To Kay, survival is 90 percent mental, 1o percent physical. He had to use a lot of physical energy the first 72 hours setting up a shelter, ensuring himself a steady source of water and figuring out his surroundings. "I think I did good for the environment," he said. "It might have been fun to try different things but I wasn't there for fun. I tried to keep it practical. Some people tried to be too grandiose with their shelter. You just need something cozy so you can maintain body heat and protect yourself from the elements."
He ate a lot of seaweed to sustain himself. "You get a lot of good fiber. There's iodine and minerals for your body,' he said. "I also ate quite a bit of limpets," snails that cling to rocks. He only ate what he knew was edible: "I don't take many chances with food."
Without a film crew, he had to set up shots himself, which he said took up a lot of precious mental and physical exertion but was a necessary evil since this is a TV show. "There were days I wish I didn't have to mess with the camera," he said.
He also knew much of what he filmed was often pretty boring. "I prepare tinder and kindling for fire. After I filmed that a dozen times, there was nothing more to cover."
Kay said there was some level of irony that he was living an incredibly basic life on Vancouver Island while messing with a video camera, which "kept me tethered to the modern world." And this is a guy who doesn't own a TV, doesn't text and still owns a flip phone.
Dreary isn't even a fair adjective for what the "Alone" participants had to deal with. He said he saw the sun exactly twice while he was there. "I don't even know if I saw the whole thing!" he said.
He never got dry and it got steadily colder last fall. But he said he didn't mind the chilly environs. At the same time, he said he spent a lot of time in his tent to avoid the wind and getting wet unnecessarily. "Being moderately damp was as good as it would get," he said.
He said he spent a lot of time in his brain, conjuring up memories, songs, poetry. "I looked at nature and analyzed how interconnected it all is. Deep philosophical thoughts. You think on a totally different level."
Kay was impressively resourceful. On day 43, he pulled in two dogfish from a gill net. "Not too shabby," he said on the show. "Not too shabby at all."
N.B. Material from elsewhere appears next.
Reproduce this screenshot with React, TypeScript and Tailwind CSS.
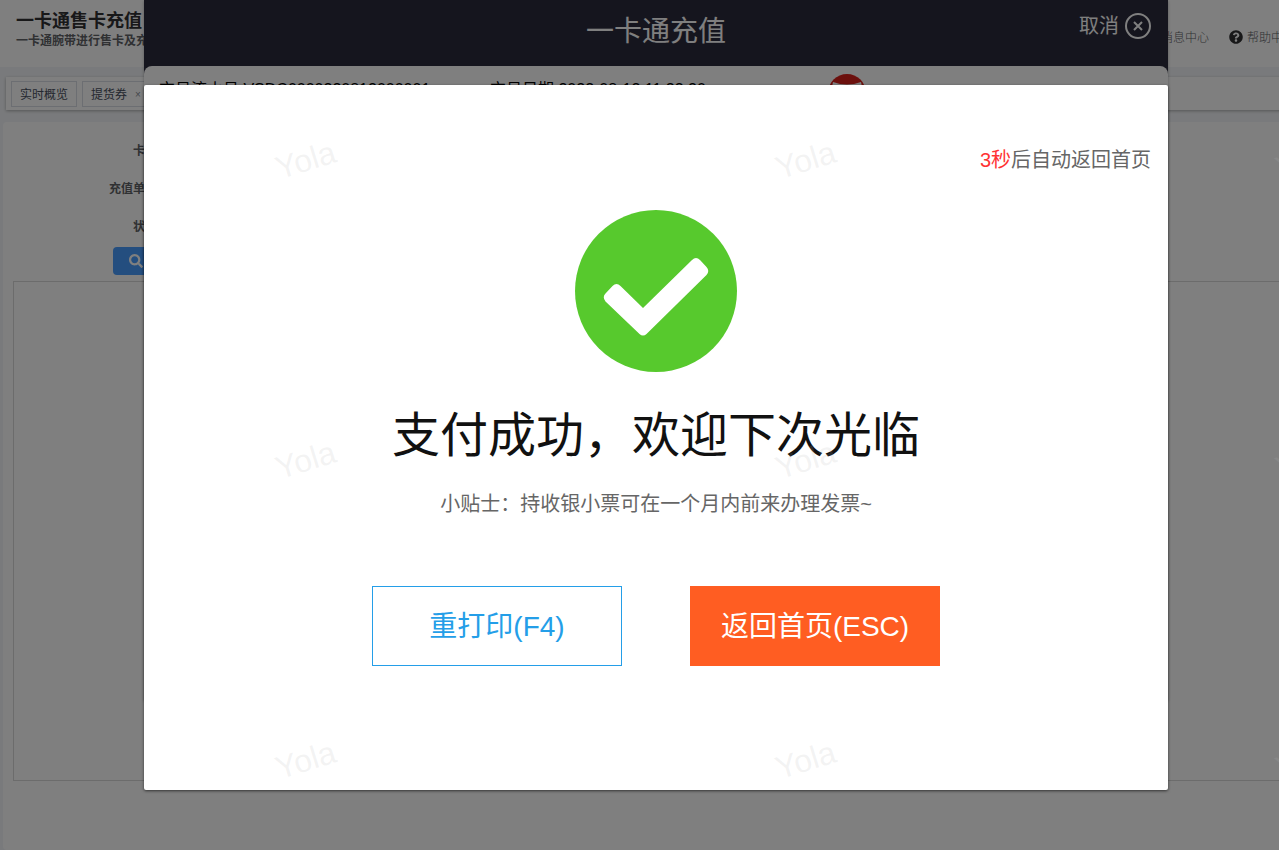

In last week's episode, two more guys quit. The third-to-last man Mitch Mitchell left because he was worried about his mom, who had terminal brain cancer. "I don't even know why I'm here," he said, thinking less about the money and more about the time he wasn't spending with his mother. On day 43, in the middle of the night, Mitchell called the SAT phone set up for that specific reason and was escorted via canoe back to the real world.
At about the same time, Kay said to the cameras that he wasn't quite ready to go home: "I guess what I'm waiting on is to hit a wall, to just come to a point either physically, mentally whatever, when I'm done. I guess I'm going to keep driving on until I can't drive on. I'm not big into quitting."
Larson, his remaining rival, said he was "sick of it. You're sick of the rain pounding on your shelter." But he said he wasn't quitting yet either.
Kay said he transitioned back to regular society relatively smoothly. And what did he eat first? Peanut butter, using a chocolate bar as the spoon. Oddly, he said he had trouble sleeping in the cabin they gave him that first night back to civilization. "I had become so accustomed to total silence and sounds that were mellow and natural. Electric hums and ambient light bugged me," he said. "I had dropped to such a low gear, this was like sensory overload!"
If he gets $500,000, he said he'll probably pay off a lot of debt. Otherwise, he isn't sure.
And would he do something like this again? Of course. "I've always done things that people think are crazy," he said. "I'll go in a zero degree night and build a shelter just to test my ability to do that. I've always tried to push my personal limits."